Furthermore, sosyudad groups take various mixes of activities. Aside from the drinking, saving, lending of money and religious devotion, some groups engage in mutual help. There are the groups of farmers or fisherfolks which regularly do the cumbinyu, a traditional mechanism for labor-exchange (such as a group in farmers in Pajo). Quite a number also engages in livelihood activities. The Sabang Fsihermen Association of Palnab maintains a communal fish pen in the suba while the Saturday Night group of Francia (now defunct) had, until they disbanded, been maintaining a booth during Christmas Cheers.
A handful of groups on the other hand had gone out of their confines and adopted civic-oriented endeavors. There is a group of couples in Calatagan that is active in the affairs of the local church. Another group in Tibang (Gogon) does regular clean-up drives in the neighborhood. At least one group is engaged in environmental and health advocacy. Aside from the fact that they shun drinking, the Mountain Care & Hikers Association does regular hiking up Mt. Kagmasuso and help in the upkeep of the trail. I consider these groups, with their active embrace of the concerns of the larger community, as the avant garde of the sosyudad. They are pushing the frontiers of an otherwise traditional practice. As a whole, this wide variety of manifestations attests that sosyudad is dynamic and alive, not some backward-oriented remnant of the past, but something that people continue to reinvent and render relevant to the present.

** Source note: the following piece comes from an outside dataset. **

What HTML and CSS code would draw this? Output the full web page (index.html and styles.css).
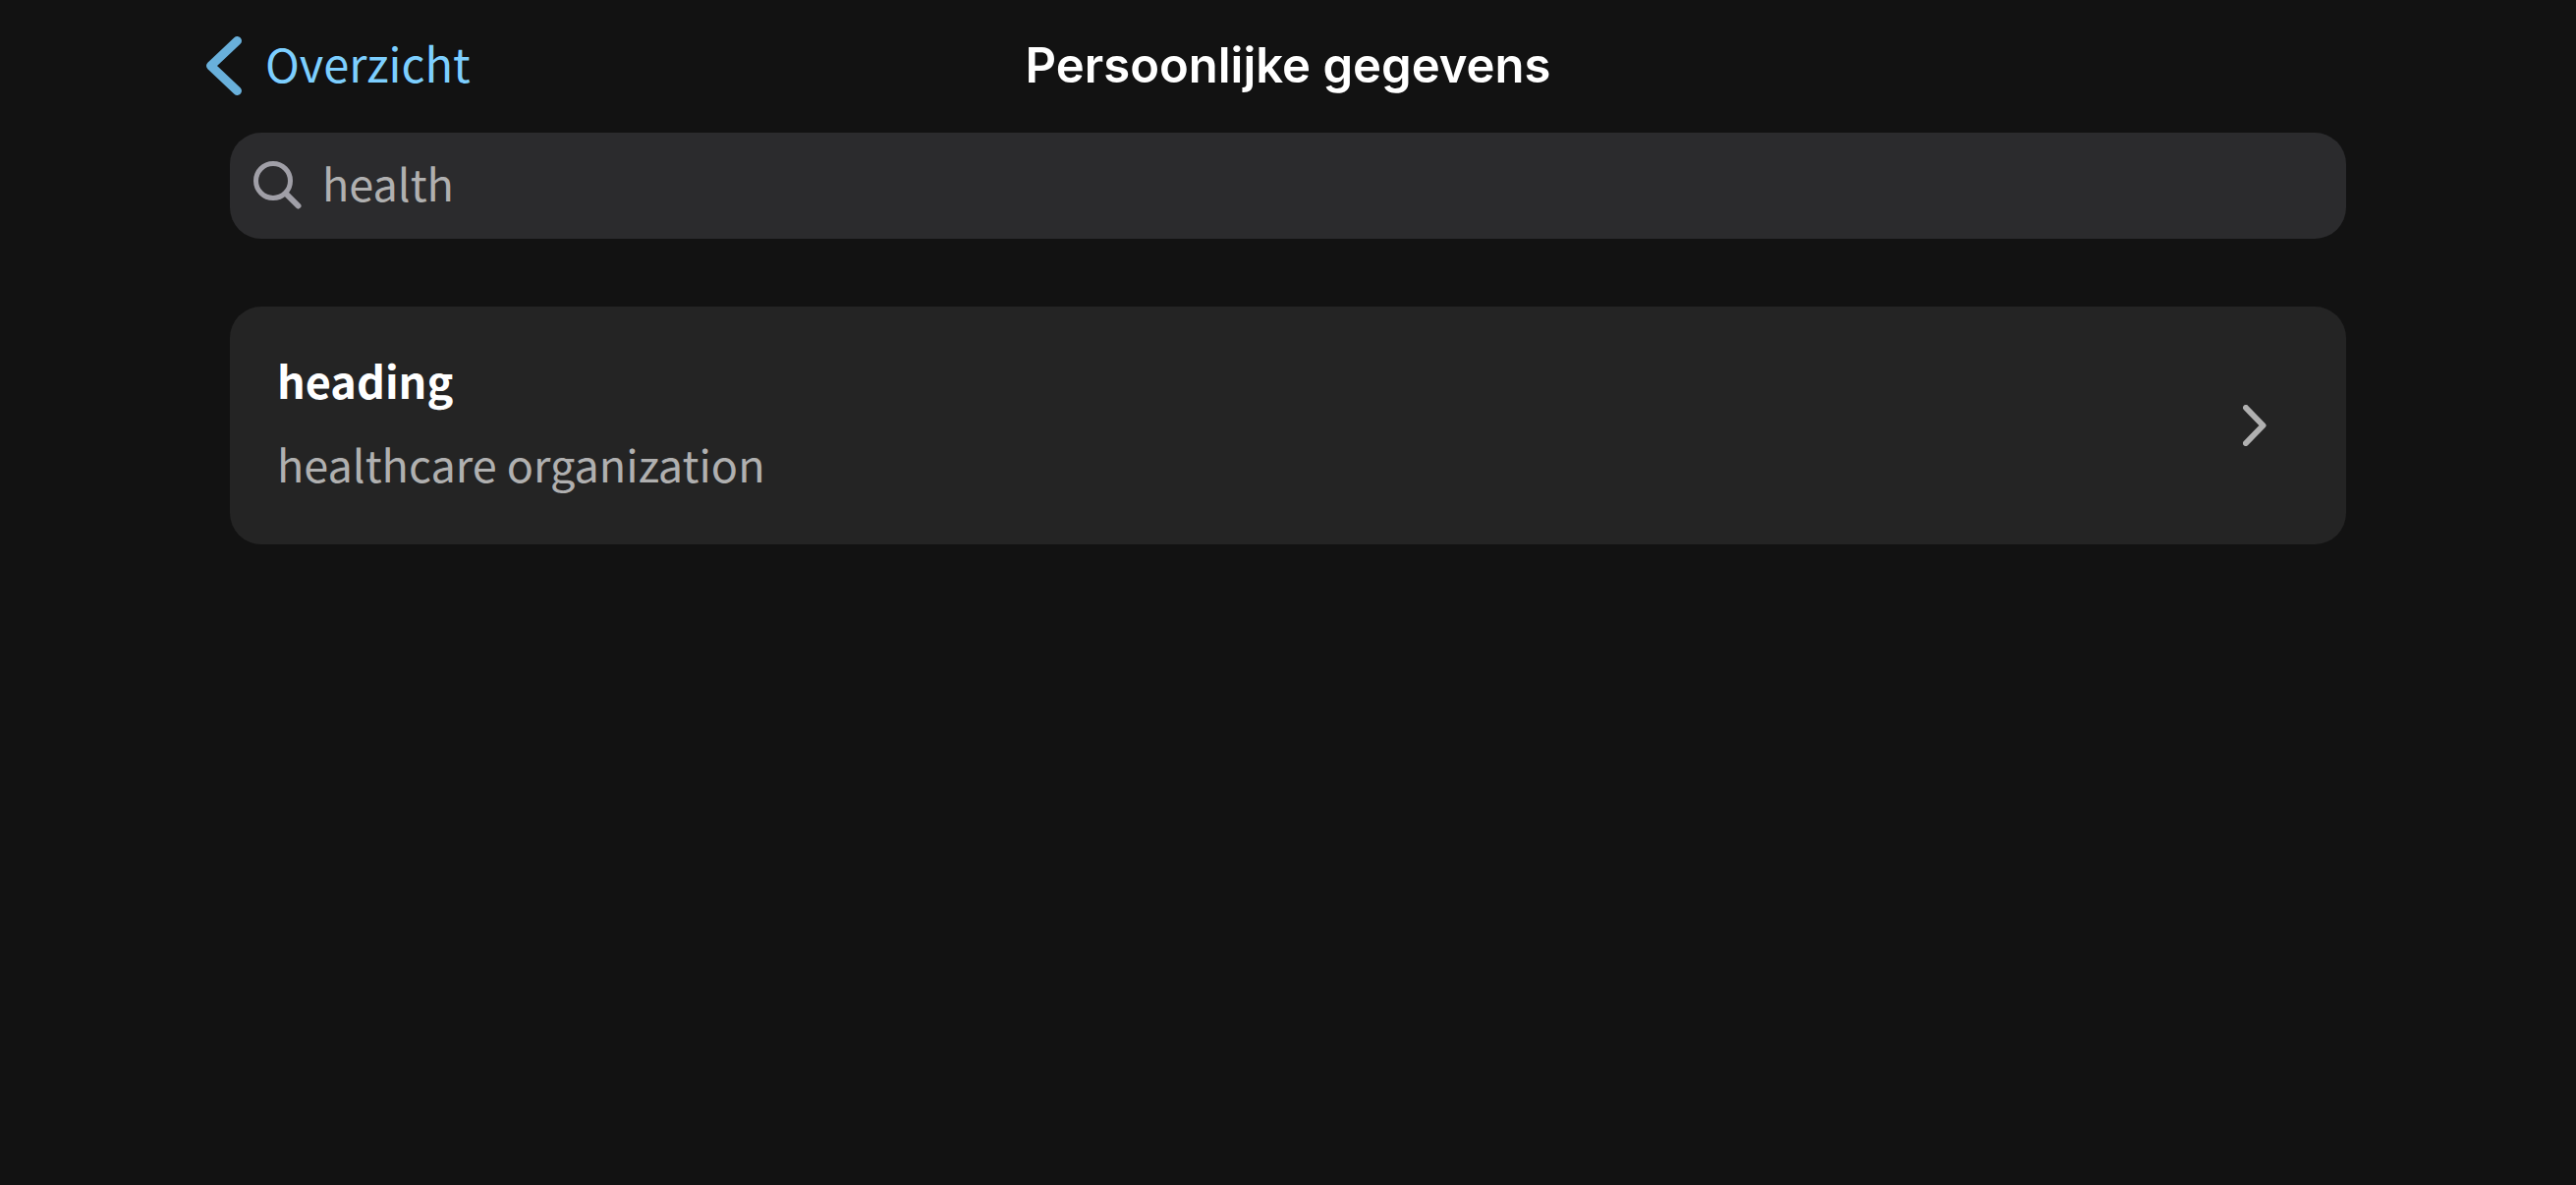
FILE: index.html
```html
<!DOCTYPE html>
<html lang="nl">
<head>
<meta charset="utf-8">
<meta name="viewport" content="width=device-width, initial-scale=1">
<title>Persoonlijke gegevens</title>
<link rel="stylesheet" href="styles.css">
</head>
<body>
<header class="navbar">
  <a class="back" href="#overzicht">
    <svg class="back-icon" viewBox="0 0 36 60" aria-hidden="true"><path d="M31.500 4.500 L4.500 30 L31.500 55.500"/></svg>
    <span class="back-label">Overzicht</span>
  </a>
  <h1 class="title">Persoonlijke gegevens</h1>
</header>
<main class="content">
  <label class="search">
    <svg class="search-icon" viewBox="0 0 50 50" aria-hidden="true"><circle cx="20" cy="20" r="17.500"/><path class="handle" d="M33 33 L45.500 45.500"/></svg>
    <input class="search-input" type="text" value="health" aria-label="Zoeken">
  </label>
  <button class="card" type="button">
    <span class="card-text">
      <span class="card-heading">heading</span>
      <span class="card-detail">healthcare organization</span>
    </span>
    <svg class="card-icon" viewBox="0 0 24 42" aria-hidden="true"><path d="M3 3 L20.500 21 L3 39"/></svg>
  </button>
</main>
</body>
</html>
```
FILE: styles.css
```css
* {
  box-sizing: border-box;
}

body {
  margin: 0;
  min-height: 100vh;
  background: #121212;
  color: #fff;
  font-family: "Noto Sans CJK SC", "Open Sans", sans-serif;
  font-size: 45px;
  line-height: 64px;
}

svg {
  display: block;
  flex: none;
  fill: none;
  stroke-linecap: round;
  stroke-linejoin: round;
}

.navbar {
  display: grid;
  grid-template-columns: 1fr auto 1fr;
  align-items: center;
  padding: 32px 210px 30px;
}

.back {
  display: flex;
  align-items: center;
  gap: 24px;
  justify-self: start;
  color: #7dcfff;
  font-size: 47px;
  text-decoration: none;
}

.back-icon {
  width: 36px;
  height: 60px;
  stroke: #69b0db;
  stroke-width: 9px;
}

.back-label {
  padding-bottom: 6px;
}

.title {
  margin: 0;
  font-family: Inter, sans-serif;
  font-size: 49px;
  font-weight: 600;
}

.content {
  display: flex;
  flex-direction: column;
  gap: 69px;
  padding: 3px 234px 48px;
}

.search {
  display: flex;
  align-items: center;
  gap: 20px;
  padding: 22px 24px;
  border-radius: 32px;
  background: #2b2b2d;
}

.search-icon {
  width: 50px;
  height: 50px;
  stroke: #a09fa7;
  stroke-width: 5px;
}

.search .handle {
  stroke-width: 6px;
}

.search-input {
  flex: 1;
  min-width: 0;
  height: 64px;
  padding: 0 0 6px;
  border: 0;
  outline: 0;
  background: none;
  color: #b0b0b0;
  font: inherit;
}

.card {
  display: flex;
  align-items: center;
  justify-content: space-between;
  padding: 43px 81px 43px 48px;
  border: 0;
  border-radius: 32px;
  background: #242424;
  color: #fff;
  font: inherit;
  text-align: left;
}

.card-text {
  display: flex;
  flex-direction: column;
  gap: 21px;
  padding-bottom: 7px;
}

.card-heading {
  font-weight: 700;
}

.card-detail {
  color: #b0b0b0;
}

.card-icon {
  width: 24px;
  height: 42px;
  stroke: #b0b0b0;
  stroke-width: 6px;
}
```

So what then is the sosyudad? At the most basic, the sosyudad is a practice of forming an association that the Viracnons themselves have developed. It is homegrown. It is the "native" way. Any association therefore patterned after something foreign, like the cooperative or the Rotary Club are never called sosyudad. This is the reason why some people do not look at the sosyudad with favor: it is local and therefore lowly, something not to be taken seriously. This regard is held even among sosyudad practitioners themselves. When some people knew I was doing a research on it, they could not believe because they think it is not worthy of academic notice. So sosyudad is never brought to the light of formal society. Like you never hear of a sosyudad being mentioned as sponsor in the misa de aguinaldo. These groups remain to exist in the gilid-gilid of society. They are socially invisible.

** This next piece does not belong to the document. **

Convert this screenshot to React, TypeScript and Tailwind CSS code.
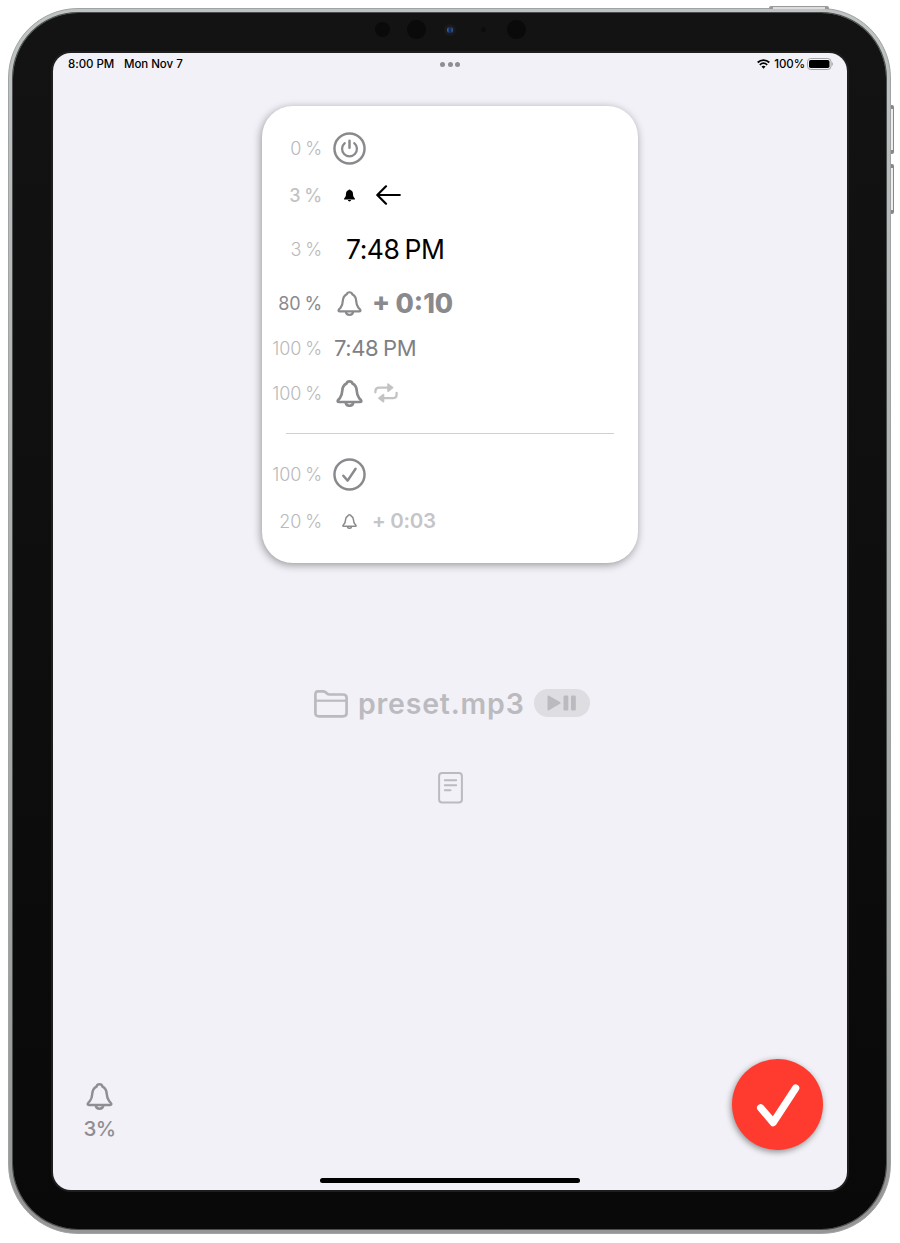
import type { ReactNode } from "react";

function Bell({ size, stroke = 2 }: { size: number; stroke?: number }) {
  return (
    <svg width={size} height={size} viewBox="0 0 28 28" fill="none" stroke="currentColor" strokeWidth={stroke} strokeLinejoin="round" className="block shrink-0">
      <path d="M14 1.4C12.4 1.4 11.3 2.3 10.9 3.7C8.2 5 6.7 7.6 6.5 11.2C6.3 15.2 5.8 16.6 4 18.7C2.5 20.4 1.7 21 1.7 21.9C1.7 22.5 2.1 22.8 2.8 22.8H25.2C25.9 22.8 26.3 22.5 26.3 21.9C26.3 21 25.5 20.4 24 18.7C22.2 16.6 21.7 15.2 21.5 11.2C21.3 7.6 19.8 5 17.1 3.7C16.7 2.3 15.6 1.4 14 1.4Z" />
      <path d="M10 23C10.2 25.4 11.8 26.7 14 26.7S17.8 25.4 18 23" />
    </svg>
  );
}

function BellSolid() {
  return (
    <svg width="13" height="13" viewBox="0 0 12 13" fill="currentColor" className="block">
      <path d="M6 .4C5.4 .4 5 .8 4.8 1.2C3.3 1.7 2.6 3 2.5 4.7C2.4 7 2.1 7.7 1.2 8.7C.7 9.3 .5 9.5 .5 9.9C.5 10.3 .8 10.5 1.2 10.5H10.8C11.2 10.5 11.5 10.3 11.5 9.9C11.5 9.5 11.3 9.3 10.8 8.7C9.9 7.7 9.6 7 9.5 4.7C9.4 3 8.7 1.7 7.2 1.2C7 .8 6.6 .4 6 .4Z" />
      <path d="M4.3 11.1H7.7C7.4 12 6.8 12.4 6 12.4S4.6 12 4.3 11.1Z" />
    </svg>
  );
}

function Power() {
  return (
    <svg width="33" height="33" viewBox="0 0 32 32" fill="none" stroke="currentColor" strokeWidth="2.4" strokeLinecap="round" className="block">
      <circle cx="16" cy="16" r="14.6" />
      <path d="M16 8.4V15.2" />
      <path d="M11.4 10.8A7.2 7.2 0 1 0 20.6 10.8" strokeWidth="2.2" />
    </svg>
  );
}

function CheckCircle() {
  return (
    <svg width="33" height="33" viewBox="0 0 32 32" fill="none" stroke="currentColor" strokeWidth="2.4" strokeLinecap="round" strokeLinejoin="round" className="block">
      <circle cx="16" cy="16" r="14.6" />
      <path d="M10 17.2L14.2 22L21.9 10.4" />
    </svg>
  );
}

function Repeat() {
  return (
    <svg width="24" height="20" viewBox="0 0 24 20" fill="none" stroke="currentColor" strokeWidth="2.3" strokeLinecap="round" strokeLinejoin="round" className="block">
      <path d="M1.4 9.3V8.5C1.4 6 2.8 4.7 5.2 4.7H14.5" />
      <path d="M22.6 10V11.2C22.6 13.8 21.2 15.2 18.8 15.2H9" />
      <path d="M14 1.1V8.3L18.6 4.7Z" fill="currentColor" strokeWidth="1.6" />
      <path d="M9.5 11.6V18.8L4.9 15.2Z" fill="currentColor" strokeWidth="1.6" />
    </svg>
  );
}

function Row({ height, level, levelClass = "font-light text-[#b9b9bb]", children }: { height: string; level: string; levelClass?: string; children: ReactNode }) {
  return (
    <div className={"flex items-center " + height}>
      <span className={"w-[60px] shrink-0 pt-[2px] text-right text-[18px] leading-6 tracking-[-0.1px] whitespace-nowrap [word-spacing:-1px] " + levelClass}>{level}</span>
      {children}
    </div>
  );
}

function IconCell({ children }: { children: ReactNode }) {
  return <div className="flex w-[55px] shrink-0 justify-center text-[#8a8a8e]">{children}</div>;
}

function StatusBar() {
  return (
    <div className="flex h-[22px] items-center pr-[14px] pl-[15px] text-[11.5px] font-medium text-black">
      <div className="flex w-[300px] gap-[9px] pt-[2px] whitespace-nowrap">
        <span className="w-[47px] tracking-[-0.05px]">8:00 PM</span>
        <span className="tracking-[-0.05px]">Mon Nov 7</span>
      </div>
      <div className="flex flex-1 justify-center gap-[2.7px]">
        <i className="size-[5px] rounded-full bg-[#8e8e93]" />
        <i className="size-[5px] rounded-full bg-[#8e8e93]" />
        <i className="size-[5px] rounded-full bg-[#8e8e93]" />
      </div>
      <div className="flex w-[301px] items-center justify-end">
        <svg width="13" height="10" viewBox="0 0 13 10" fill="none" stroke="black" strokeWidth="1.8" className="mr-[4px]">
          <path d="M.7 3.5C4 .2 9 .2 12.3 3.5" />
          <path d="M2.8 5.8C5 3.8 8 3.8 10.2 5.8" />
          <path d="M4.5 7.6C5.7 6.6 7.3 6.6 8.5 7.6L6.5 9.7Z" fill="black" stroke="none" />
        </svg>
        <span className="pt-[2px] tracking-[-0.05px]">100%</span>
        <svg width="26" height="12" viewBox="0 0 26 12" className="ml-[2px]">
          <rect x=".5" y=".5" width="23.5" height="11" rx="3.2" fill="none" stroke="#a3a3a7" />
          <rect x="2" y="2" width="20.5" height="8" rx="1.8" fill="black" />
          <path d="M24.7 4V8C26.2 7.4 26.2 4.6 24.7 4Z" fill="#a3a3a7" />
        </svg>
      </div>
    </div>
  );
}

function TimerCard() {
  return (
    <section className="mx-auto mt-[31px] h-[457px] w-[376px] rounded-[31px] bg-white pt-[19px] shadow-[-1px_2px_8px_rgba(0,0,0,0.38)]">
      <Row height="h-[46px]" level="0 %"><IconCell><Power /></IconCell></Row>
      <Row height="h-[48px]" level="3 %" levelClass="font-medium text-[#c3c3c5]">
        <IconCell><span className="text-black"><BellSolid /></span></IconCell>
        <svg width="25" height="20" viewBox="0 0 25 20" fill="none" stroke="black" strokeWidth="2.2" strokeLinecap="round" strokeLinejoin="round" className="-ml-[1px]">
          <path d="M23.8 10H1.5M10 1.3L1.3 10L10 18.7" />
        </svg>
      </Row>
      <Row height="h-[60px]" level="3 %">
        <span className="pt-[2px] pl-[24px] text-[26.5px] tracking-[-0.45px] whitespace-nowrap text-black [word-spacing:-2px]">7:48 PM</span>
      </Row>
      <Row height="h-[48px]" level="80 %" levelClass="font-normal text-[#8a8a8e]">
        <IconCell><Bell size={25} stroke={2.5} /></IconCell>
        <span className="-ml-[5px] pt-px text-[26.5px] font-extrabold whitespace-nowrap text-[#8a8a8e] [word-spacing:-0.5px]">+ 0:10</span>
      </Row>
      <Row height="h-[42px]" level="100 %">
        <span className="pt-px pl-[12px] text-[22px] font-normal tracking-[-0.4px] whitespace-nowrap text-[#808084] [word-spacing:-1px]">7:48 PM</span>
      </Row>
      <Row height="h-[48px]" level="100 %">
        <IconCell><Bell size={27} stroke={2.8} /></IconCell>
        <span className="-ml-[3px] text-[#c3c3c5]"><Repeat /></span>
      </Row>
      <div className="mt-[16px] ml-[24px] h-px w-[328px] bg-[#d0d0d2]" />
      <div className="mt-[16px]">
        <Row height="h-[48px]" level="100 %"><IconCell><CheckCircle /></IconCell></Row>
        <Row height="h-[46px]" level="20 %">
          <IconCell><Bell size={15} stroke={2.8} /></IconCell>
          <span className="-ml-[5px] pt-px text-[20.5px] font-semibold tracking-[-0.3px] whitespace-nowrap text-[#c5c5c7]">+ 0:03</span>
        </Row>
      </div>
    </section>
  );
}

function SoundPicker() {
  return (
    <div className="mt-[124px] ml-[261px] flex h-[34px] items-center text-[#bbbbbf]">
      <svg width="34" height="28" viewBox="0 0 34 28" fill="none" stroke="currentColor" strokeWidth="2.7" strokeLinejoin="round">
        <path d="M1.4 23V4.4C1.4 2.3 2.5 1.3 4.4 1.3H8.8C10.2 1.3 11 1.7 12 2.6L13 3.5C13.7 4.2 14.4 4.5 15.5 4.5H29C31.4 4.5 32.6 5.6 32.6 7.8V23C32.6 25.4 31.4 26.3 29 26.3H5C2.6 26.3 1.4 25.4 1.4 23Z" />
        <path d="M1.4 10.7H32.6" strokeWidth="2.2" />
      </svg>
      <span className="ml-[10px] w-[176px] text-[28.5px] leading-[34px] font-semibold tracking-[0.8px] whitespace-nowrap">preset.mp3</span>
      <div className="-mt-[2px] flex h-[28px] w-[56px] items-center justify-center rounded-full bg-[#dddde2]">
        <svg width="30" height="16" viewBox="0 0 30 16" fill="currentColor">
          <path d="M.5 1.5C.5 .6 1.2 .3 2 .7L13 7C13.8 7.5 13.8 8.3 13 8.8L2 15.2C1.2 15.7 .5 15.3 .5 14.4Z" />
          <rect x="16.5" y=".5" width="4.8" height="15" rx="1.2" />
          <rect x="24" y=".5" width="4.8" height="15" rx="1.2" />
        </svg>
      </div>
    </div>
  );
}

export default function App() {
  return (
    <div className="relative h-[1243px] w-[900px] overflow-hidden bg-white p-[8px] font-['Inter',sans-serif]">
      <div className="absolute top-[6px] left-[769px] h-[3px] w-[60px] rounded-t-[2px] border-x-4 border-t border-[#999] bg-[#ddd]" />
      <div className="absolute top-[105px] left-[891px] h-[49px] w-[3px] rounded-r-[2px] border-y-4 border-r border-[#888] bg-[#eee]" />
      <div className="absolute top-[164px] left-[891px] h-[50px] w-[3px] rounded-r-[2px] border-y-4 border-r border-[#888] bg-[#eee]" />
      <div className="h-[1226px] w-[883px] rounded-[70px] border border-[#a0a3a3] bg-linear-to-b from-[#c0c3c3] to-[#969696] p-[4px]">
        <div className="relative h-[1216px] w-[873px] rounded-[65px] bg-linear-to-b from-[#131313] to-[#090909] pt-[40px] pl-[40px] shadow-[0_0_0_1px_#4b4e4e]">
          <i className="absolute top-[9px] left-[362px] size-[15px] rounded-full bg-[#0a0a0a]" />
          <i className="absolute top-[7px] left-[394px] size-[19px] rounded-full bg-[#0a0a0a]" />
          <i className="absolute top-[11px] left-[431px] flex size-[12px] items-center justify-center rounded-full bg-[#1a1a1c]">
            <i className="size-[6px] rounded-full bg-linear-to-r from-[#2879a8] via-[#171b55] to-[#3268a5]" />
          </i>
          <i className="absolute top-[14px] left-[468px] size-[5px] rounded-full bg-[#0d0d0d]" />
          <i className="absolute top-[7px] left-[494px] size-[19px] rounded-full bg-[#0a0a0a]" />
          <main className="flex h-[1137px] w-[794px] flex-col rounded-[18px] bg-[#f2f1f7] shadow-[0_0_0_2px_#1e1e1f]">
            <StatusBar />
            <TimerCard />
            <SoundPicker />
            <div className="mt-[51px] flex justify-center text-[#bbbbbf]">
              <svg width="25" height="32" viewBox="0 0 25 32" fill="none" stroke="currentColor" strokeWidth="2" strokeLinecap="round">
                <rect x="1.1" y="1.1" width="22.8" height="29.4" rx="3" />
                <path d="M6.8 8.2H18.2M6.8 13.2H18.2M6.8 18.2H12.5" />
              </svg>
            </div>
            <div className="mt-auto flex items-center justify-between pr-[24px] pl-[30px]">
              <div className="flex w-[33px] flex-col items-center pt-[16px] text-[#8e8e93]">
                <Bell size={27} stroke={2.6} />
                <span className="mt-[5px] text-[20.5px] leading-7 font-medium tracking-[-0.5px]">3%</span>
              </div>
              <div className="flex size-[91px] items-center justify-center rounded-full bg-[#ff3b30] shadow-[-1px_2px_6px_rgba(0,0,0,0.42)]">
                <svg width="44" height="44" viewBox="0 0 44 44" fill="none" stroke="white" strokeWidth="7.4" strokeLinecap="round" strokeLinejoin="round">
                  <path d="M4.7 24.8L17.2 39.5L39.6 5.2" />
                </svg>
              </div>
            </div>
            <div className="mx-auto mt-[28px] mb-[7px] h-[5px] w-[260px] shrink-0 rounded-full bg-black" />
          </main>
        </div>
      </div>
    </div>
  );
}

Why do people engage in sosyudad? As shown by the wide variety of sosyudad groups, people create them for many reasons, But the overriding purpose is the harampang. Maki-sosyudad means going to partake of the harampang. The sosyudad is that space and time of intimate face-to-face encounter among a group of people. A sosyudad may do other things, such as economic undertakings or religious observance, but without the central role of the harampang, it is no sosyudad. Furthermore, this harampang is one among equals. As one practitioner told me, outside of the sosyudad the members may have different statuses but once in the harampang, pare-pareho na, daing pobre, daing mayaman. That is the reason why they do it around a table. And what could be on the table but food and drinks? So the drinking in the sosyudad is no whimsical feature but essential to it.
Sosyudad Statistics
How many sosyudad groups are there in operation? Based on the survey I did between 2006 and 2007, a good estimate is that there were some 250 active groups of the secular type. Of the devotional kind, I counted only sixteen of them. These groups of both types are almost equally divided between the rural and the urban areas, disproving the common notion that the sosyudad is "barriotic." Sa banwa, sa baryo, pareho ang hilig sa sosyudad. As to the membership, there could be some 3,000 active members which easily consist of 10% of the entire adult population of the town. That should be much bigger if we think of those who had experience one time or the other because people would come in and out of sosyudad membership as they like.
As regards gender, there were three males to two females, demonstrating that while it is not exclusive to males, the sosyudad remains to be dominated by the menfolk. When it comes to age, the range was so wide. The youngest I documented was a 12 year-old who was signed in parent only for the saving, and the oldest was 80, a sosyudad veteran. But the big majority was within the 30-40 bracket. Most of them too were married. The women members were usually past child-rearing years, and understandably so. Economically, the sosyudad practitioners were not the very rich or the very poor. This disproves yet another myth that the sosyudad is the diversion of the unsophisticated poor folks. Membership necessitates financing. The rich however generally shun the sosyudad, perhaps because of the prejudice attached to it and that they have more expensive ways to seek camaraderie and amusement. But there are the so-called elite sosyudad groups. One of them, quite a large group, counted a high elective official. Their weekly sessions were reputed to be luxurious feasts with an array of high-end sumsumans and some five boxes of beer were consumed.